__TASK GOAL__
Write out each line in which the string "TypeScript" is present.

Start INPUT

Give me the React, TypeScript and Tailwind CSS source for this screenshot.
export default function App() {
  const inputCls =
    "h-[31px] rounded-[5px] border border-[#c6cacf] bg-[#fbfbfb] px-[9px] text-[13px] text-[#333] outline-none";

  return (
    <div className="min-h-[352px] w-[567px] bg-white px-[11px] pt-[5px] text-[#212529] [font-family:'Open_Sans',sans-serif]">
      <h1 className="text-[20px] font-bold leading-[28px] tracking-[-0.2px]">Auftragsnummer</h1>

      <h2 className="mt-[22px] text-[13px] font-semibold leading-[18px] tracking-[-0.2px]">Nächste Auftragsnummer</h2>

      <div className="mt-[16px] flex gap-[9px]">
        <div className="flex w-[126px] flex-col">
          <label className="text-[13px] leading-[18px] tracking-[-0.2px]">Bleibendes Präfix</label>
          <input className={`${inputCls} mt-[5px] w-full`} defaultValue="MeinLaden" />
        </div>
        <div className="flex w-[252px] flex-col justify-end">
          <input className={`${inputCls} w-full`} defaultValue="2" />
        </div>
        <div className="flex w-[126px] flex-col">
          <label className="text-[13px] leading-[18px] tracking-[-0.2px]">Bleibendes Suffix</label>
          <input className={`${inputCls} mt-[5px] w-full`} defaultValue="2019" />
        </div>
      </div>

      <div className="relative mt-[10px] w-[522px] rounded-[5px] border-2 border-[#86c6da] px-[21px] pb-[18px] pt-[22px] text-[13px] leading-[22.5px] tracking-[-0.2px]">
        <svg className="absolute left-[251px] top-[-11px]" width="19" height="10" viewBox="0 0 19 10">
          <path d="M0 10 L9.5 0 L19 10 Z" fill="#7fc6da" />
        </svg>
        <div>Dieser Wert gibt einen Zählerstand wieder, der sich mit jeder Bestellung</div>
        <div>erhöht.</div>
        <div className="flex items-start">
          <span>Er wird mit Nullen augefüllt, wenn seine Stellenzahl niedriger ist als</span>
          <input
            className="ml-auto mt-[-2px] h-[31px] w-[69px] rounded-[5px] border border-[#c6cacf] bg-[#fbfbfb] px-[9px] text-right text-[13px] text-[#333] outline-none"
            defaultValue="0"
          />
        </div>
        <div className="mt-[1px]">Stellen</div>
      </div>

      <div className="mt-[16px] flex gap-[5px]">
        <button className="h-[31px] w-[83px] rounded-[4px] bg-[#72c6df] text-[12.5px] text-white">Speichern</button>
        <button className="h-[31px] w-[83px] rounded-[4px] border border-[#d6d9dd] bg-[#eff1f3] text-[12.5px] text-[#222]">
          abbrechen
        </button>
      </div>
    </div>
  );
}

End INPUT
Start INPUT

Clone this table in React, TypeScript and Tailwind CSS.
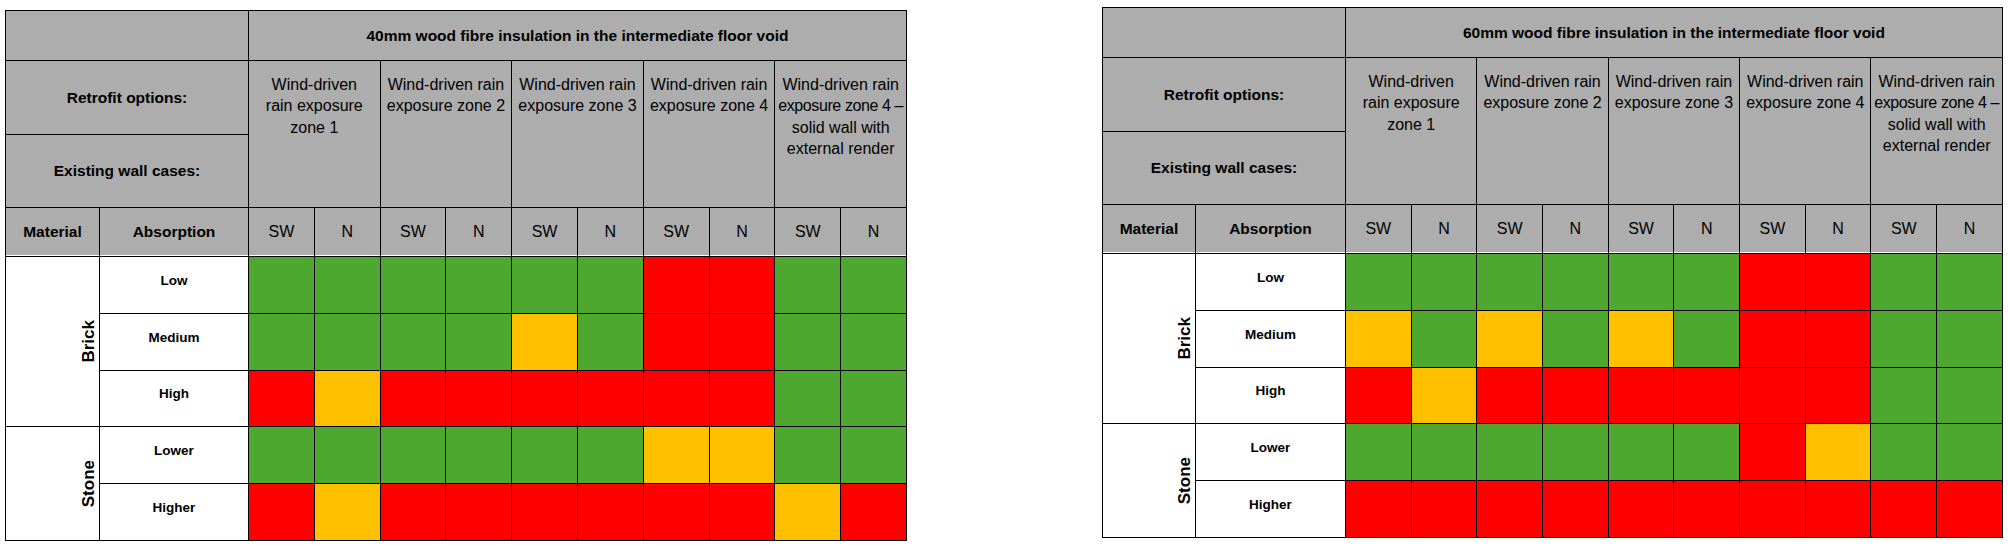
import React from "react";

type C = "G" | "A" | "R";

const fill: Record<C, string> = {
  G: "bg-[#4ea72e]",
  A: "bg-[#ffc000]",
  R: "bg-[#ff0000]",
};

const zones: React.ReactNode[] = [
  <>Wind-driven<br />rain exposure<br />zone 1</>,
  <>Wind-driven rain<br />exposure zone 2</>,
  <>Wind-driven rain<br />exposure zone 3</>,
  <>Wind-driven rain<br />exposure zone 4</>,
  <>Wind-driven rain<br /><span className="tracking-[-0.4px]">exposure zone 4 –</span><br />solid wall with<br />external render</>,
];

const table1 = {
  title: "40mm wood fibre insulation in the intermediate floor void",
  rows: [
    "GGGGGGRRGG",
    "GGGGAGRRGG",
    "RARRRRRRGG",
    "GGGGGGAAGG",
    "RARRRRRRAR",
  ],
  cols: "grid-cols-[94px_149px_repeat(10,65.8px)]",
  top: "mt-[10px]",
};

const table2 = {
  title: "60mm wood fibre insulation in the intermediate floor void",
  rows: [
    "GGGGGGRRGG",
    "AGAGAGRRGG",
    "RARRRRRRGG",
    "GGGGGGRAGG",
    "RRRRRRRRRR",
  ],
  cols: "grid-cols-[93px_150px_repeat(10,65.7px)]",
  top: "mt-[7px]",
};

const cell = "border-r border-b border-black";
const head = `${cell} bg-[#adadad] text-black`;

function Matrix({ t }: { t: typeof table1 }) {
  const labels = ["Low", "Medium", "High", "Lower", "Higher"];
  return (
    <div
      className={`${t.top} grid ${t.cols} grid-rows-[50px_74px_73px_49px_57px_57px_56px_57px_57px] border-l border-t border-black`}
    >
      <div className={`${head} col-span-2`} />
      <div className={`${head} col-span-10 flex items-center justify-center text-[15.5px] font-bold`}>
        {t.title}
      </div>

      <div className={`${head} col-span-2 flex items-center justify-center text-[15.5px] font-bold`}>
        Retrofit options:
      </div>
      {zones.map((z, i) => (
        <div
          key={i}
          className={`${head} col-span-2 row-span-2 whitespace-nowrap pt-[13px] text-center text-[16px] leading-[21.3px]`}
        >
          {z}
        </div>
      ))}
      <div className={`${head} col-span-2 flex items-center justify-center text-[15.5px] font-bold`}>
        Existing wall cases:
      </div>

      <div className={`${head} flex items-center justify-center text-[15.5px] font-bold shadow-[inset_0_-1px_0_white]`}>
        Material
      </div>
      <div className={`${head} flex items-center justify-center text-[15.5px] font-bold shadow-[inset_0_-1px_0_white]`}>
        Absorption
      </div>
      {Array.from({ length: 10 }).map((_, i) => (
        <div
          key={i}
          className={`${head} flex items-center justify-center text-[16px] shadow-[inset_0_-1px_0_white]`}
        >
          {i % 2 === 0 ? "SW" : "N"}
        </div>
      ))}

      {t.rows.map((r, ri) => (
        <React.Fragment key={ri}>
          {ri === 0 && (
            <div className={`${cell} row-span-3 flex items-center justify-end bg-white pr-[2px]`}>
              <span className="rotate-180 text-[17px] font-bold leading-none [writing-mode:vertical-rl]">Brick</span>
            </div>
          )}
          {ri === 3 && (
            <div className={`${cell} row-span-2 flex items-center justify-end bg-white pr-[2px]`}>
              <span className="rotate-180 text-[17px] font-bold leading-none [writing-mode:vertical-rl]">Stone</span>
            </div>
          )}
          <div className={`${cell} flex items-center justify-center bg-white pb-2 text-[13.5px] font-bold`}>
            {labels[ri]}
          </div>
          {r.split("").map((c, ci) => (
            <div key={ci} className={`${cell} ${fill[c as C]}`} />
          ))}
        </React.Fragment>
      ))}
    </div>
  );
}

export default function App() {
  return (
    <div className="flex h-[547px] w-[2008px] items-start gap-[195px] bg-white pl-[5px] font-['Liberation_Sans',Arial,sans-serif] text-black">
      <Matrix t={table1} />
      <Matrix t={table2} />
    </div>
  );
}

End INPUT
Start INPUT

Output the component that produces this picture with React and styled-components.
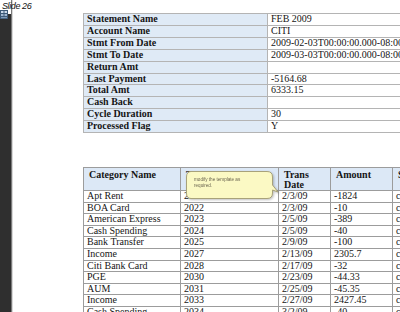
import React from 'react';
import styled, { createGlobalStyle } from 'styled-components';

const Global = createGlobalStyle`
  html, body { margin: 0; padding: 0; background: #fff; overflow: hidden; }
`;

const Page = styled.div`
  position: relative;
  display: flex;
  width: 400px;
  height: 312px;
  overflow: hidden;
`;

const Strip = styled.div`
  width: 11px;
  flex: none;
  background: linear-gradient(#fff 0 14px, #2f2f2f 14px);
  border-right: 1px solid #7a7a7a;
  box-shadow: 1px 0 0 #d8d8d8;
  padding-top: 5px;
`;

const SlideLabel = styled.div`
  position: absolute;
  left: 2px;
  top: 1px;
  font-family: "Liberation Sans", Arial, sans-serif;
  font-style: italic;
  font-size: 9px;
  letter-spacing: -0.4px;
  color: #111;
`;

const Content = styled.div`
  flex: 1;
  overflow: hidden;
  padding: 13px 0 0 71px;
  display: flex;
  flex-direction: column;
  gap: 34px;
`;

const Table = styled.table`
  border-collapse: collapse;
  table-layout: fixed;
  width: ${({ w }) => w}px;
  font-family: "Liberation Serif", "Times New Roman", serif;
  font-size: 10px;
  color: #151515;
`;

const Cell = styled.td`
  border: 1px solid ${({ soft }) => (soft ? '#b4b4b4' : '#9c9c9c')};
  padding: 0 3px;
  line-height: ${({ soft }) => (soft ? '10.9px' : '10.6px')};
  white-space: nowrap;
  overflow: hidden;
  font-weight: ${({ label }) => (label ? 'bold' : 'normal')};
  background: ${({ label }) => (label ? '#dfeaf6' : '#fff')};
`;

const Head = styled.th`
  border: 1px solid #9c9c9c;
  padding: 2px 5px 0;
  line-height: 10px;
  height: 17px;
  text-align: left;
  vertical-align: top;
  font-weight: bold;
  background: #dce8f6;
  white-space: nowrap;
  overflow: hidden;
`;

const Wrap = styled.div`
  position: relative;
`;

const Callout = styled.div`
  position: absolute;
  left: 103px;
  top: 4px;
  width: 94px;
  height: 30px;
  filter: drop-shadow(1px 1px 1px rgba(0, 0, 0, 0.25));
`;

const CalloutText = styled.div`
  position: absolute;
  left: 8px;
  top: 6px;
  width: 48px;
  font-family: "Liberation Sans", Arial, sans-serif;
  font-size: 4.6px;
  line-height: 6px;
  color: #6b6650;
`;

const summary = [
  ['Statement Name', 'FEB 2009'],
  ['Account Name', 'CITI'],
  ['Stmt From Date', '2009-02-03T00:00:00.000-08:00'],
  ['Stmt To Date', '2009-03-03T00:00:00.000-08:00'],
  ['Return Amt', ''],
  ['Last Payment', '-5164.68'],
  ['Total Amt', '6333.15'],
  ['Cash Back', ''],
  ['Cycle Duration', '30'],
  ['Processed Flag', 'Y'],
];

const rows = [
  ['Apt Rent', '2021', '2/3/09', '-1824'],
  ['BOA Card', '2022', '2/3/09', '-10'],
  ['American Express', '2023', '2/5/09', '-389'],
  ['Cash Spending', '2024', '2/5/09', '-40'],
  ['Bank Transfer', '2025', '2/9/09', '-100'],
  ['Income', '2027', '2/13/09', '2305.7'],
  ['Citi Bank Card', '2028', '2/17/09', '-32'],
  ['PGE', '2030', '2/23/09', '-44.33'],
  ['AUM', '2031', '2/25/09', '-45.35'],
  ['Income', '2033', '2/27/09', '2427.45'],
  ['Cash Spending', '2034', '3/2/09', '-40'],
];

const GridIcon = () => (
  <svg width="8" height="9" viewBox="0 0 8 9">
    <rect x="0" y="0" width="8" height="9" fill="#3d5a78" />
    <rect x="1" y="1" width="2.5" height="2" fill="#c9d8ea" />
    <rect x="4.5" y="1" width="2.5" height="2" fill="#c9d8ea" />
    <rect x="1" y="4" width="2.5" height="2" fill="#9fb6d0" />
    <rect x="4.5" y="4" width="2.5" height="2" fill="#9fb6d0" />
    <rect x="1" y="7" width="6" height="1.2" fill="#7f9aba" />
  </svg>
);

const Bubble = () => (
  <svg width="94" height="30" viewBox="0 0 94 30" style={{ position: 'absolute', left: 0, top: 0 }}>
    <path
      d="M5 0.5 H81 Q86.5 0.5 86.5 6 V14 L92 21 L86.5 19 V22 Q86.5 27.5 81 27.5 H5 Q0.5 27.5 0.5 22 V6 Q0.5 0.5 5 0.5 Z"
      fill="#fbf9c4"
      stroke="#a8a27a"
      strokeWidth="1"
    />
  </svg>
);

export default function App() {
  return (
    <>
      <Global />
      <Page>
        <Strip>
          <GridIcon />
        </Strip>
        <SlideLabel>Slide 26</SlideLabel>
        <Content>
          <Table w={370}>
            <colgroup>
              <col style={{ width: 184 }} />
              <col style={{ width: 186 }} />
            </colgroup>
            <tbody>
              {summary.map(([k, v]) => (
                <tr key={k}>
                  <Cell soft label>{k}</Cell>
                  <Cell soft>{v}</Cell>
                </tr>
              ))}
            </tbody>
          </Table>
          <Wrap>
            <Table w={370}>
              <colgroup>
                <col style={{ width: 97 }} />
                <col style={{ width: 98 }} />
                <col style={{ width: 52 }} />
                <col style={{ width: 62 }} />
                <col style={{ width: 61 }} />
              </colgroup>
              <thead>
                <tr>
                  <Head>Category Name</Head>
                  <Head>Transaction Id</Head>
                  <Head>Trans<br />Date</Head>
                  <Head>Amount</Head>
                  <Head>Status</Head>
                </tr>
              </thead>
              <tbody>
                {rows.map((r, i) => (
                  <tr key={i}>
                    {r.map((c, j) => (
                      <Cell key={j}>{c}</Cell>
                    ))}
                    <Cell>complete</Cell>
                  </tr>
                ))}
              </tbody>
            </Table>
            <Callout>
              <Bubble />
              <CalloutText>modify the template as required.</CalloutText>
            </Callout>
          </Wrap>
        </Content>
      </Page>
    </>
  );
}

End INPUT

__ANSWER TO THIS EXERCISE__
Give me the React, TypeScript and Tailwind CSS source for this screenshot.
Clone this table in React, TypeScript and Tailwind CSS.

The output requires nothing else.